The National Review was founded by William F. Buckley in 1955, as a counterpoint to liberal intellectual journals, which had, until that point, dominated the landscape of political debate.  In his founding statement, Buckley described his vision of the National Review’s role in the discourse:

[The National Review] stands athwart history, yelling Stop, at a time when no other is inclined to do so, or to have much patience with those who so urge it.

Now, the folks at the National Review seem to have taken a literal interpretation of Mr. Buckley’s vision.  Buckley was a confident intellectual that could articulate conservative values in debates with his liberal counterparts, helping lay the groundwork for the modern conservative movement, first with Barry Goldwater in 1964 and then with Ronald Reagan in 1980.  Today, the National Review is a magazine for partisans that defines itself less on a core set of values and more on its opposition to the other side.  It is the journalistic embodiment of the “party of no.” On its blog, the Corner, many of its authors spend most of their time caricaturizing the views of “the Left” (capital “L”), focusing on why it is wrong, rather than why they are right.  What once was considered the intellectually-honest voice of conservatism now just marches in lockstep, attacking whoever a few dominant voices (Charles Krauthammer, Sean Hannity, Rush Limbaugh) deem the villians to be.  Eventually this leads to a wholesale rejection of the premises of the other side, because acknowledging even the valid concerns of opposing views undermines your own central tenet: opposing the opposition.  Now, the National Review yells “Stop,” before the other side starts.
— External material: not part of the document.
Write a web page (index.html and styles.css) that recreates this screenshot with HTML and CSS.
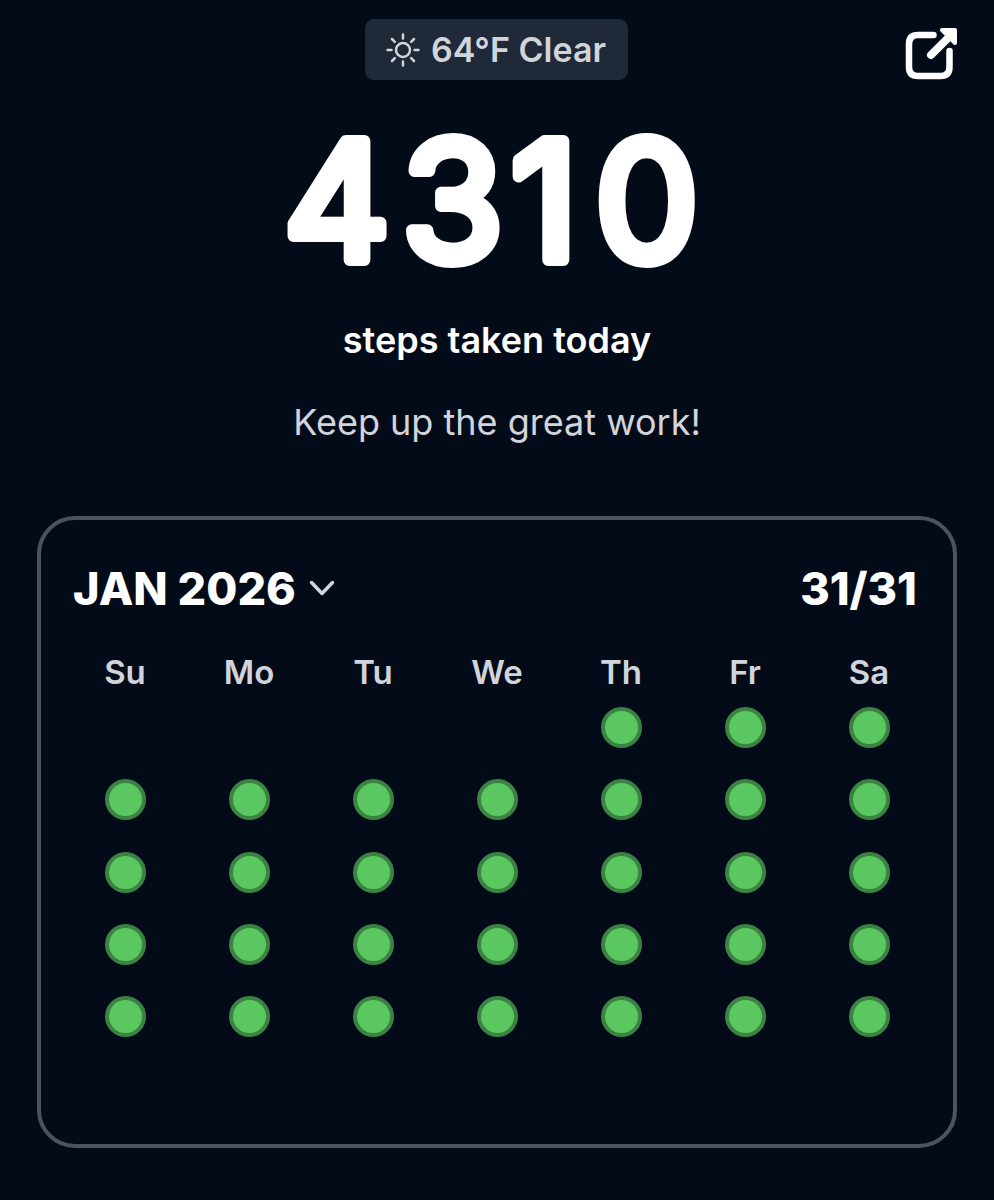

In October of 2008, David Frum, former National Review contributor (whose conservative credentials are ironclad) and friend of this newsmagazine, criticized McCain’s choice of Sarah Palin as VP.  He was chastised by his fellow contributors to NRO blog, who summed up the basis for their criticism in a sentence:

PLEASE KEEP YOUR REMARKS TO YOURSELF! Nobody but Democrats wants to hear them.

As a free-thinking intellectual that refuses to drink the Kool-Aid, Frum responded in a post titled "I Get So Weary of This...", which sums up the contemporary role of the National Review:

Perhaps it is our job at NRO is tell our readers only what they want to hear, without much regard to whether it is true. Perhaps it is our duty just to keep smiling and to insist that everything is dandy - that John McCain's economic policies make sense, that his selection of Sarah Palin was an act of statesmanship, that she herself is the second coming of Anna Schwartz, and that nobody but an over-educated snob would ever suggest otherwise.

Frum later acted on his convictions, left the National Review, and founded his own website, The New Majority.  In its About Us page, he articulates his mission in a sentence:

NewMajority.com is a site edited by David Frum, dedicated to the modernization and renewal of the Republican party and the conservative movement.

The National Review was institutionalized by the movement it started; many of the fundamental tenets of conservatism are either misconstrued or entirely absent from its arguments.  It was formed as a counterpoint to the status quo; now it is the status quo's apologist.  David Frum recognized this and escaped.  It seems to me that William F. Buckley, the intellectual juggernaut, probably would've done the same.